Hi all,
I had various issues with big tables while experimenting the couple last
weeks.
The thing that goes to my mind is that hbase (+phoenix) works only when
there is a fairly powerful cluster and say 1/2 the data can fit into the
combined servers memory and disks are fast (SSD?) as well. It doesn't
seem to be able to work when tables are 2x as large as the memory
allocated to region servers (frankly I think it is less)
Things that constantly fail:
- non-trivial queries on large tables (with group by, counts, joins)

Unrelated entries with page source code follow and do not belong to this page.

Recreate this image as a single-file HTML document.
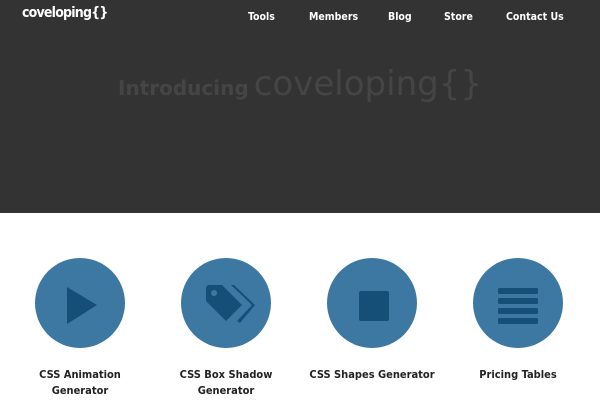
<!DOCTYPE html>
<html><head><style>
body{margin:0;width:600px;height:400px;overflow:hidden;background:#fff;font-family:"DejaVu Sans","Liberation Sans",sans-serif}
.hero{position:absolute;left:0;top:0;width:600px;height:213px;background:#333}
.logo{position:absolute;left:22px;top:5px;color:#fff;font-weight:bold;font-size:14px;font-stretch:condensed;letter-spacing:-0.8px}
.nav{position:absolute;top:11px;color:#fff;font-weight:bold;font-size:10.5px;font-stretch:condensed}
.intro{position:absolute;left:0;width:600px;top:64px;text-align:center;color:#454545;white-space:nowrap}
.c{position:absolute;top:258px;width:90px;height:90px;border-radius:50%;background:#3d78a3}
.lab{position:absolute;top:367px;width:150px;text-align:center;font-weight:bold;font-size:11px;font-stretch:condensed;line-height:16px;color:#222}
</style></head><body>
<div class="hero">
<div class="logo">coveloping{}</div>
<div class="nav" style="left:248px">Tools</div>
<div class="nav" style="left:309px">Members</div>
<div class="nav" style="left:388px">Blog</div>
<div class="nav" style="left:444px">Store</div>
<div class="nav" style="left:506px">Contact Us</div>
<div class="intro"><span style="font-weight:bold;font-size:20px">Introducing</span> <span style="font-size:34px">coveloping{}</span></div>
</div>
<div class="c" style="left:35px"></div>
<div class="c" style="left:181px"></div>
<div class="c" style="left:327px"></div>
<div class="c" style="left:473px"></div>
<svg width="600" height="400" style="position:absolute;left:0;top:0">
<g fill="#154f78">
<polygon points="67,287 97,305 67,324"/>
<path d="M208,285 L222,285 L242,305 L226,321 L206,301 L206,287 Z M214,290 a3,3 0 1 0 0.1,0 Z" fill-rule="evenodd"/>
<polygon points="231,285 234,285 255,305 240,323 237,321 252,305"/>
<rect x="359" y="291" width="30" height="30" rx="2"/>
<rect x="498" y="288" width="40" height="6" rx="1.5"/>
<rect x="498" y="298" width="40" height="6" rx="1.5"/>
<rect x="498" y="308" width="40" height="6" rx="1.5"/>
<rect x="498" y="318" width="40" height="6" rx="1.5"/>
</g></svg>
<div class="lab" style="left:5px">CSS Animation<br>Generator</div>
<div class="lab" style="left:151px">CSS Box Shadow<br>Generator</div>
<div class="lab" style="left:297px">CSS Shapes Generator</div>
<div class="lab" style="left:443px">Pricing Tables</div>
</body></html>
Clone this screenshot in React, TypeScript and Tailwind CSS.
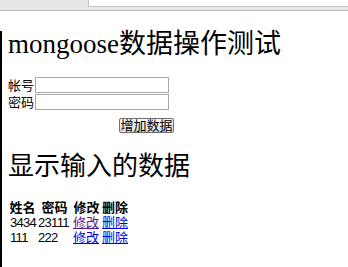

with region server out of memory errors or crashes without any reason
for Xmx of 4G or 8G
- index creation on the same big tables. Those always fail I think
around the point when hbase has to flush it's memory regions to the disk
and couldn't find a solution
- spark jobs fail unless they are throttled to feed hbase with the data
it can take . No backpressure?
There were no replies to my emails regarding the issues, which makes me
think there aren't solutions (or solutions are pretty hard to find and
not many ppl know them).
So after 21 tweaks to the default config, I am still not able to operate
it as a normal database.
Should I start believing my config is all wrong or that hbase+phoenix is
only working if there is a sufficiently powerful cluster to handle the data?
I believe it is a great project and the functionality is really useful.
What's lacking is 3 sample configs for 3 different strength clusters.
Thanks